Determine how many lines contain the string "index". Respond with that number and nothing more.

⟨

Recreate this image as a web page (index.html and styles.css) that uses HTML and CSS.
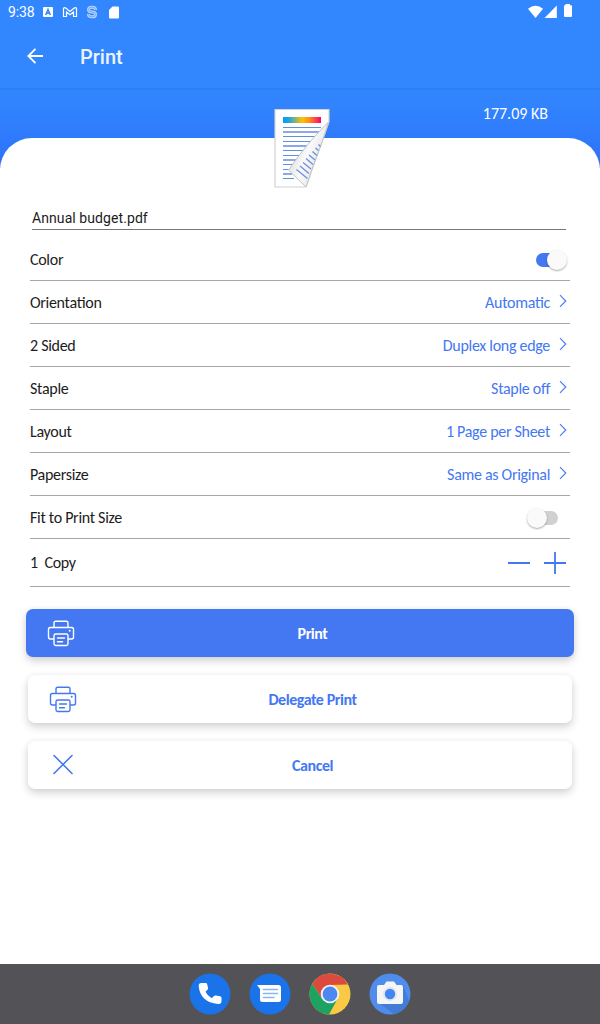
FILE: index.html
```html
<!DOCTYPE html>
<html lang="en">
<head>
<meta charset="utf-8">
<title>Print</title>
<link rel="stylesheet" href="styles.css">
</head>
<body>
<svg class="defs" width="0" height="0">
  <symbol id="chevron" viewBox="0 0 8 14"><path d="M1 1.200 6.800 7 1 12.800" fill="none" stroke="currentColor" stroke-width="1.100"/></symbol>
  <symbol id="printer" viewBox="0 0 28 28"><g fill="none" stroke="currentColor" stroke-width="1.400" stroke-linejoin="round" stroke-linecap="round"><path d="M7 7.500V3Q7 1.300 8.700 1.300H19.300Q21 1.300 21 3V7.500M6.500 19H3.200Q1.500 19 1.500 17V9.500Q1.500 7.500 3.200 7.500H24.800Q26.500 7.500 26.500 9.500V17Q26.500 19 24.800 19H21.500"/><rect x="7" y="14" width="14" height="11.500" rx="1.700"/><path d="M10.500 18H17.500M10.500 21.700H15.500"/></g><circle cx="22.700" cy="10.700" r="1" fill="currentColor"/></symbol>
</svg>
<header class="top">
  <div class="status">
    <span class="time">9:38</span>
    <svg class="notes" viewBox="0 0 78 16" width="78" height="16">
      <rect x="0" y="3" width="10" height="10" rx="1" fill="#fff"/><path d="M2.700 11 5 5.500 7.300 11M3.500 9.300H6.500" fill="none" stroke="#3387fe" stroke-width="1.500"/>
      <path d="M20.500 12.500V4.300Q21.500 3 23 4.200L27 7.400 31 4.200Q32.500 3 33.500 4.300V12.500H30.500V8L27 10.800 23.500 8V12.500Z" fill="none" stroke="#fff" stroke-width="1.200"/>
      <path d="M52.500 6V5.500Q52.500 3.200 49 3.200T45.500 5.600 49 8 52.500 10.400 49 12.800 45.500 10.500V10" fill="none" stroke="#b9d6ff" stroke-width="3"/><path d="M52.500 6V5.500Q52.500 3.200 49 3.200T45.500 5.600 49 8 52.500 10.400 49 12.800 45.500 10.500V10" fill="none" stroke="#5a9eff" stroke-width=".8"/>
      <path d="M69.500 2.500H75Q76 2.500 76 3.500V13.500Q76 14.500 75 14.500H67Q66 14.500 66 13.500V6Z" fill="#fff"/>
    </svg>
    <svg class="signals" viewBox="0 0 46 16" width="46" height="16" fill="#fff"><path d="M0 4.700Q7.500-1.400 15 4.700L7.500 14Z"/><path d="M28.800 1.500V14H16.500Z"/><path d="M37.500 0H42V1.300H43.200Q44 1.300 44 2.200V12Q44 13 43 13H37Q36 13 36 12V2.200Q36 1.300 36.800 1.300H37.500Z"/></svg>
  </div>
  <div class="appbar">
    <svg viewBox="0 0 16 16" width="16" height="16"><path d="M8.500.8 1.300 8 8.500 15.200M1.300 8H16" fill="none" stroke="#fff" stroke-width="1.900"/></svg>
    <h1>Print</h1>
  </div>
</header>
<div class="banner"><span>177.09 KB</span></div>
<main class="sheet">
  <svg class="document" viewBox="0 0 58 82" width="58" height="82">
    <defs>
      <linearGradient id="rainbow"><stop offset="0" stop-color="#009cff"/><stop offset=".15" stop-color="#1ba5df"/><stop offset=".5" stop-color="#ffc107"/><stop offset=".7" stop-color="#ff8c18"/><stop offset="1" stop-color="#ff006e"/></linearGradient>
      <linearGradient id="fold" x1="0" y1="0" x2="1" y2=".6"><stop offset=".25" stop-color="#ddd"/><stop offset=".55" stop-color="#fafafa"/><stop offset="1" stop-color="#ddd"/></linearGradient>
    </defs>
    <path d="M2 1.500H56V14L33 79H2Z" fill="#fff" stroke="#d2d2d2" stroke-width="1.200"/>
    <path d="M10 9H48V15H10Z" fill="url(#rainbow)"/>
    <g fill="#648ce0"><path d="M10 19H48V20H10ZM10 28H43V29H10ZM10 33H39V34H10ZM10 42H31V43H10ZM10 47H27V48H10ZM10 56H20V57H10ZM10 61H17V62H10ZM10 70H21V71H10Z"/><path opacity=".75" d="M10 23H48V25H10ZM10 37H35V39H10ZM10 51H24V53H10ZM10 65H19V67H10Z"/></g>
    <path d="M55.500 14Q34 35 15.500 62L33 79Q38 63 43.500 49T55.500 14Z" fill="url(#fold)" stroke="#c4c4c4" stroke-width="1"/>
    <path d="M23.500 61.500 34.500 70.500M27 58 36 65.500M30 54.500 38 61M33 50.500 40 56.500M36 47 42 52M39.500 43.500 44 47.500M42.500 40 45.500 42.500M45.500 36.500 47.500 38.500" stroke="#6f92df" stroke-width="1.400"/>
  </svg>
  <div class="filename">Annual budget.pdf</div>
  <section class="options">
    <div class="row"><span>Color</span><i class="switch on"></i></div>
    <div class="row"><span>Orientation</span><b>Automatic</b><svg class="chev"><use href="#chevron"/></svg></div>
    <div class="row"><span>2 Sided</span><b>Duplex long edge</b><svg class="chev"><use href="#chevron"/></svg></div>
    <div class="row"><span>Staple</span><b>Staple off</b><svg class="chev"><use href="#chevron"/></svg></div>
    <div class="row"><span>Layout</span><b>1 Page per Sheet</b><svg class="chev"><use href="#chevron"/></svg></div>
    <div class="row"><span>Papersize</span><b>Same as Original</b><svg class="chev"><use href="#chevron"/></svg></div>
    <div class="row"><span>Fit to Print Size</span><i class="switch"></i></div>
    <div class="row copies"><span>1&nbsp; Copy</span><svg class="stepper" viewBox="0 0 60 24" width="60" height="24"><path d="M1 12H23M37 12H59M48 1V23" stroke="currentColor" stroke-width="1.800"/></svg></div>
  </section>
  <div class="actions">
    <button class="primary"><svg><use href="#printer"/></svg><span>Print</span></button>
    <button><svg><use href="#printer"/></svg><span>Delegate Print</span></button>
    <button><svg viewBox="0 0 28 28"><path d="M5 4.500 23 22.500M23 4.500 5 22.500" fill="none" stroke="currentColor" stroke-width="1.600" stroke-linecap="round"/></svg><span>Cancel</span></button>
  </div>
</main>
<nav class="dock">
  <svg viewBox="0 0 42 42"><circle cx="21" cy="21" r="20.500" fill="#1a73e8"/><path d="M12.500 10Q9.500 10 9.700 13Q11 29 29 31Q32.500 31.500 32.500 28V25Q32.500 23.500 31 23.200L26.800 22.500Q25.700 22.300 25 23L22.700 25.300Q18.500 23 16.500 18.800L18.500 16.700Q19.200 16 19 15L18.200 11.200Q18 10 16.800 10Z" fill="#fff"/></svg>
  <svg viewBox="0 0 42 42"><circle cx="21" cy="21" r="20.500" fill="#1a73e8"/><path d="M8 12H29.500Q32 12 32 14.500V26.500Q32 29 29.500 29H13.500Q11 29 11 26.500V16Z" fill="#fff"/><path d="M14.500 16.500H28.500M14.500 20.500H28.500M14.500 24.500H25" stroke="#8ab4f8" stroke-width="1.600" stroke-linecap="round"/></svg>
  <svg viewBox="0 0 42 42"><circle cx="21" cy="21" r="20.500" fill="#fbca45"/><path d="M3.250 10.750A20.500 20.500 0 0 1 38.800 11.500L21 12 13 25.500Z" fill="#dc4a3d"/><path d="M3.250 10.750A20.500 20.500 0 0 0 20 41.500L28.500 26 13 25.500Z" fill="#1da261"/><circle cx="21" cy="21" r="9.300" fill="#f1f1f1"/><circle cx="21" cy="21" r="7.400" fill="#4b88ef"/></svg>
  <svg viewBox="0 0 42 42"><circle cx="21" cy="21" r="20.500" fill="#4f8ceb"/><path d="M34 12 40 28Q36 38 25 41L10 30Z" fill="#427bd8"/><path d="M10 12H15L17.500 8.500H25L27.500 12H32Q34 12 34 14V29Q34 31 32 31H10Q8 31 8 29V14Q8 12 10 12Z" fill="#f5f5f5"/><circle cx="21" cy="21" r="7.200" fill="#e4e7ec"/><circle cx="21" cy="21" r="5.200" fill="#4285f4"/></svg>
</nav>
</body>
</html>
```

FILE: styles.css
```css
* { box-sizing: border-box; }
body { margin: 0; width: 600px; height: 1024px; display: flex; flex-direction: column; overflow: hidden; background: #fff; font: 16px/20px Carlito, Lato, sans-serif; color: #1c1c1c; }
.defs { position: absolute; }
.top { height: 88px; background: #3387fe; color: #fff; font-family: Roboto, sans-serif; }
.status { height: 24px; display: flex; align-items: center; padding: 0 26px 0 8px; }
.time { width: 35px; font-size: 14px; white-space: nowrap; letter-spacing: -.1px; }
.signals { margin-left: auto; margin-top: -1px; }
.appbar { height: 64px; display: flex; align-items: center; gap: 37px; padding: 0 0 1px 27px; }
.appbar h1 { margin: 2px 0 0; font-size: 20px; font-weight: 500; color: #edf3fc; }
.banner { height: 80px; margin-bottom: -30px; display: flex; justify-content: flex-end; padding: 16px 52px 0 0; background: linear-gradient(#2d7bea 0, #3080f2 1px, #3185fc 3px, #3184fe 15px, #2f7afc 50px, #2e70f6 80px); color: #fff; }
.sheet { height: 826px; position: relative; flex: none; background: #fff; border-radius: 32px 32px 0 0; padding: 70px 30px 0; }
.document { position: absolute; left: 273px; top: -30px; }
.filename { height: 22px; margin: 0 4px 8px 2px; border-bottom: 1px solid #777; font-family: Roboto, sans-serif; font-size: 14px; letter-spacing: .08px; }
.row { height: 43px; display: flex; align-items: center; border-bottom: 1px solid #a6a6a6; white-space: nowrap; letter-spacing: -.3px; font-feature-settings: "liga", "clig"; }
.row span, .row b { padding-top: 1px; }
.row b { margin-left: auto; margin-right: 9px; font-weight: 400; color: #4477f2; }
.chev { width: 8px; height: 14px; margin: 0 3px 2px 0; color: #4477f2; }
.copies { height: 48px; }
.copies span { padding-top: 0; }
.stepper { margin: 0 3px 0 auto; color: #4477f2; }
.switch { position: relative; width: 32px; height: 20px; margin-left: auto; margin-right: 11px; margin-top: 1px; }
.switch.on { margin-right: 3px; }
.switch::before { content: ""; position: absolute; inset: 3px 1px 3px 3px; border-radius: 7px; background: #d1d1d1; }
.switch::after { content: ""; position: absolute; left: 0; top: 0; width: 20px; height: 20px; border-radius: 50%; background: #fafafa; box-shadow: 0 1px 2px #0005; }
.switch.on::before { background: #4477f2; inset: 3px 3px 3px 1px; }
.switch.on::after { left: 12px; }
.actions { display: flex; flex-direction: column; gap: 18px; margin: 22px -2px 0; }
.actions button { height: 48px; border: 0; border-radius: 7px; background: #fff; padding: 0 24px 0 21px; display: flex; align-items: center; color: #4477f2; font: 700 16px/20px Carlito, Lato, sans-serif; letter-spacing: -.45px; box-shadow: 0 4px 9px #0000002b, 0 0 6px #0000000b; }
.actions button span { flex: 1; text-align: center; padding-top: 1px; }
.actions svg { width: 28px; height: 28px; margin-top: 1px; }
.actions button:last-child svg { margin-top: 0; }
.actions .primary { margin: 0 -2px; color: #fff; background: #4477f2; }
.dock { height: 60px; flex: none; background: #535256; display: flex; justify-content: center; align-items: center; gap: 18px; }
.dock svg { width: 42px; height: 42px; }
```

⟩

**ANSWER TO THIS TASK**:
2